The First Amendment to the Constitution protects
the right of personal belief and free association. The five enumerated
essentials—religion, speech, press, assembly, and petition—are all
manifestations of individualism and nationhood. In other words,
participation in the American nation secures one's participation in many
other associations—spiritual, political, artistic, regional, ethnic,
etc. This is an assurance that has made the United States unique, and
it depends on the full engagement of all Americans down to the most
local level. To safeguard the rights of free expression and
association, the establishment of grassroots community defense groups is
a necessary endeavor. The Second Amendment is clear in its assertion
that individual self-defense and local militias are requirements for the
protection of liberty.
In 1791, the same year that the Bill of
Rights was passed, Thomas Paine authored Rights of Man, which also
captures the early American spirit of self-regulation over coercive
statism. “The more perfect civilization is,” Paine writes: “the less
occasion has it for government, because the more does it regulate its
own affairs, and govern itself.” [8] In addition to the recognition
that man should determine the course of his own life, Paine addresses
the tendency for the State to actually harm society: “Excess of
government only tends to incite...and create crimes which...had never
existed.” [9] The masses' desire for safety and security fails to
justify the establishment and perpetuation of an institution that not
only strips individuals of their creativity and agency, but also
introduces new and unnecessary societal and international problems.
Unfortunately
not all early Americans were as anarchistic as Paine, and the decision
to ratify the Constitution introduced a stream of federal power abuses.
However, elements of resistance persisted even within the new political
framework. Despite his inconsistencies and imperfections, Jefferson
continued to defend decentralism after the Constitution solidified a
central State. The Virginia and Kentucky Resolutions of 1798 and 1799
illustrate this perspective. Direct responses to the Alien and Sedition
Acts, the Resolutions assert the right of localities to nullify
unconstitutional legislation. The documents rest heavily on the social
contract theory of government — the relationship between individuals,
communities, counties, states and the federal government is a voluntary
one, and all parties are accountable to the mutual agreement. Jefferson
attempts to clarify a common misconception about federalism to an
Englishman: “With respect to our State and federal governments, I do
not think their relations correctly understood by foreigners.
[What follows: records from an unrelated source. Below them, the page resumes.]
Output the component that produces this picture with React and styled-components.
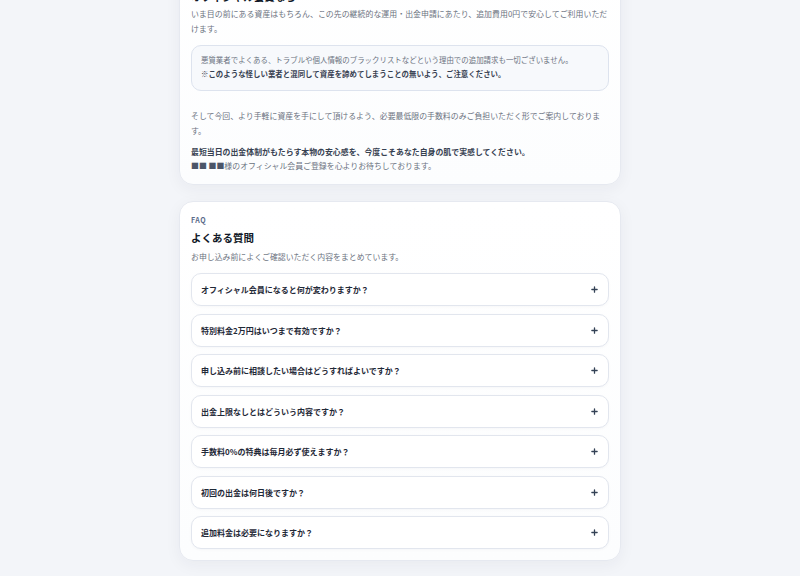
import React from "react";
import styled, { createGlobalStyle } from "styled-components";

const GlobalStyle = createGlobalStyle`
  html, body {
    margin: 0;
    padding: 0;
    overflow: hidden;
    background: #f3f5f9;
  }
  body {
    font-family: "Noto Sans CJK JP", "Noto Sans", sans-serif;
    color: #1f2937;
  }
`;

const Page = styled.main`
  width: 442px;
  margin: -40px auto 0;
  display: flex;
  flex-direction: column;
  gap: 16px;
  padding-bottom: 16px;
`;

const Card = styled.section`
  background: linear-gradient(180deg, #ffffff 0%, #fcfdfe 100%);
  border: 1px solid #e6e9f0;
  border-radius: 14px;
  padding: 11px;
  box-shadow: 0 4px 16px rgba(30, 41, 59, 0.05);
`;

const Label = styled.div`
  font-size: 7px;
  line-height: 14px;
  font-weight: 700;
  letter-spacing: 0.08em;
  color: #5b6b8a;
`;

const Heading = styled.h2`
  margin: 3px 0 0;
  font-size: 10.5px;
  line-height: 16px;
  font-weight: 700;
  color: #111827;
`;

const Text = styled.p`
  margin: ${(p) => p.$mt || 0}px 0 0;
  font-size: 7.9px;
  line-height: 15px;
  letter-spacing: ${(p) => p.$ls || 0}px;
  color: #6b7280;
`;

const Strong = styled.strong`
  font-weight: 700;
  color: #374151;
`;

const Closing = styled.p`
  margin: 7px 0 0;
  font-size: 7.9px;
  line-height: 14px;
  color: #6b7280;
`;

const Blocks = styled.span`
  color: #4b5568;
`;

const Notice = styled.div`
  margin-top: 9px;
  margin-bottom: 17px;
  padding: 7px 9px 9px;
  background: #f7f9fc;
  border: 1px solid #dde3ee;
  border-radius: 10px;
  font-size: 7.45px;
  line-height: 14px;
  color: #6b7280;
`;

const List = styled.div`
  margin-top: 9px;
  display: flex;
  flex-direction: column;
  gap: 7.5px;
`;

const Item = styled.button`
  all: unset;
  box-sizing: border-box;
  height: 33px;
  padding: 0 10px 0 9px;
  display: flex;
  align-items: center;
  justify-content: space-between;
  background: #ffffff;
  border: 1px solid #e2e6ee;
  border-radius: 10px;
  box-shadow: 0 1px 3px rgba(30, 41, 59, 0.03);
  font-family: "Noto Sans CJK JP", "Noto Sans", sans-serif;
  font-size: 8px;
  font-weight: 700;
  color: #1f2937;
  cursor: pointer;
`;

const Plus = () => (
  <svg width="7" height="7" viewBox="0 0 8 8" aria-hidden="true">
    <path d="M4 1v6M1 4h6" stroke="#334155" strokeWidth="1.5" strokeLinecap="round" />
  </svg>
);

const faqs = [
  "オフィシャル会員になると何が変わりますか？",
  "特別料金2万円はいつまで有効ですか？",
  "申し込み前に相談したい場合はどうすればよいですか？",
  "出金上限なしとはどういう内容ですか？",
  "手数料0%の特典は毎月必ず使えますか？",
  "初回の出金は何日後ですか？",
  "追加料金は必要になりますか？",
];

export default function App() {
  return (
    <>
      <GlobalStyle />
      <Page>
        <Card>
          <Label>MEMBERSHIP</Label>
          <Heading>オフィシャル会員なら</Heading>
          <Text $mt={1} $ls={0.04}>
            いま目の前にある資産はもちろん、この先の継続的な運用・出金申請にあたり、追加費用0円で安心してご利用いただけます。
          </Text>
          <Notice>
            悪質業者でよくある、トラブルや個人情報のブラックリストなどという理由での追加請求も一切ございません。
            <br />
            <Strong>※このような怪しい業者と混同して資産を諦めてしまうことの無いよう、ご注意ください。</Strong>
          </Notice>
          <Text>
            そして今回、より手軽に資産を手にして頂けるよう、必要最低限の手数料のみご負担いただく形でご案内しております。
          </Text>
          <Closing>
            <Strong>最短当日の出金体制がもたらす本物の安心感を、今度こそあなた自身の肌で実感してください。</Strong>
            <br />
            <Blocks>■■ ■■</Blocks>様のオフィシャル会員ご登録を心よりお待ちしております。
          </Closing>
        </Card>
        <Card>
          <Label>FAQ</Label>
          <Heading>よくある質問</Heading>
          <Text $mt={3}>お申し込み前によくご確認いただく内容をまとめています。</Text>
          <List>
            {faqs.map((q) => (
              <Item key={q} type="button">
                <span>{q}</span>
                <Plus />
              </Item>
            ))}
          </List>
        </Card>
      </Page>
    </>
  );
}
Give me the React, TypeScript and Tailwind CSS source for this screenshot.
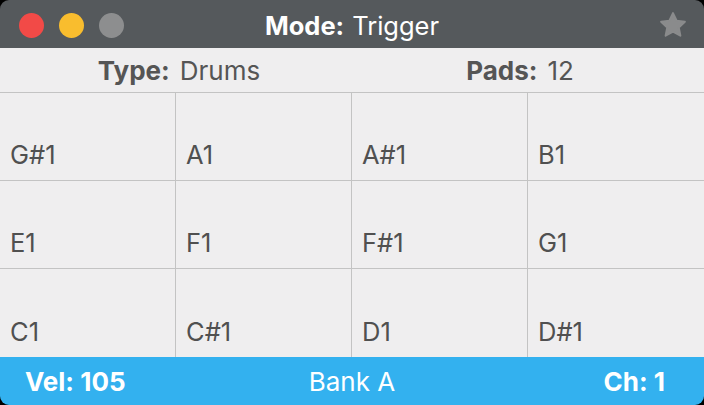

They
generally suppose the former subordinate to the latter. But this is not
the case. They are co-ordinate departments of one simple and integral
whole. [...] The one is the domestic, the other the foreign branch of
the same government; neither having control over the other, but within
its own department.” [10]
Jefferson's nineteenth century letters
advocate localism as a necessary aspect of voluntary confederation. He
acknowledged the impossibility of monolithic governance for all of the
states and saw the importance of regional autonomy: “Our country is too
large to have all its affairs directed by a single government,” he wrote
in 1800. [11] Jefferson recommended the division of territory into
smaller and smaller jurisdictions, each level operating under
self-government. In 1816, he suggests the division of “counties into
wards of such size as that every citizen can attend, when called on, and
act in person.” [12] Each ward should create its own autonomous social
structures, institutions, and culture, and individuals should be
inextricably connected to their local communities. “Making every
citizen an acting member of the government, and in the offices nearest
and most interesting to him, will attach him by his strongest feelings
to the independence of his country, and its republican constitution.”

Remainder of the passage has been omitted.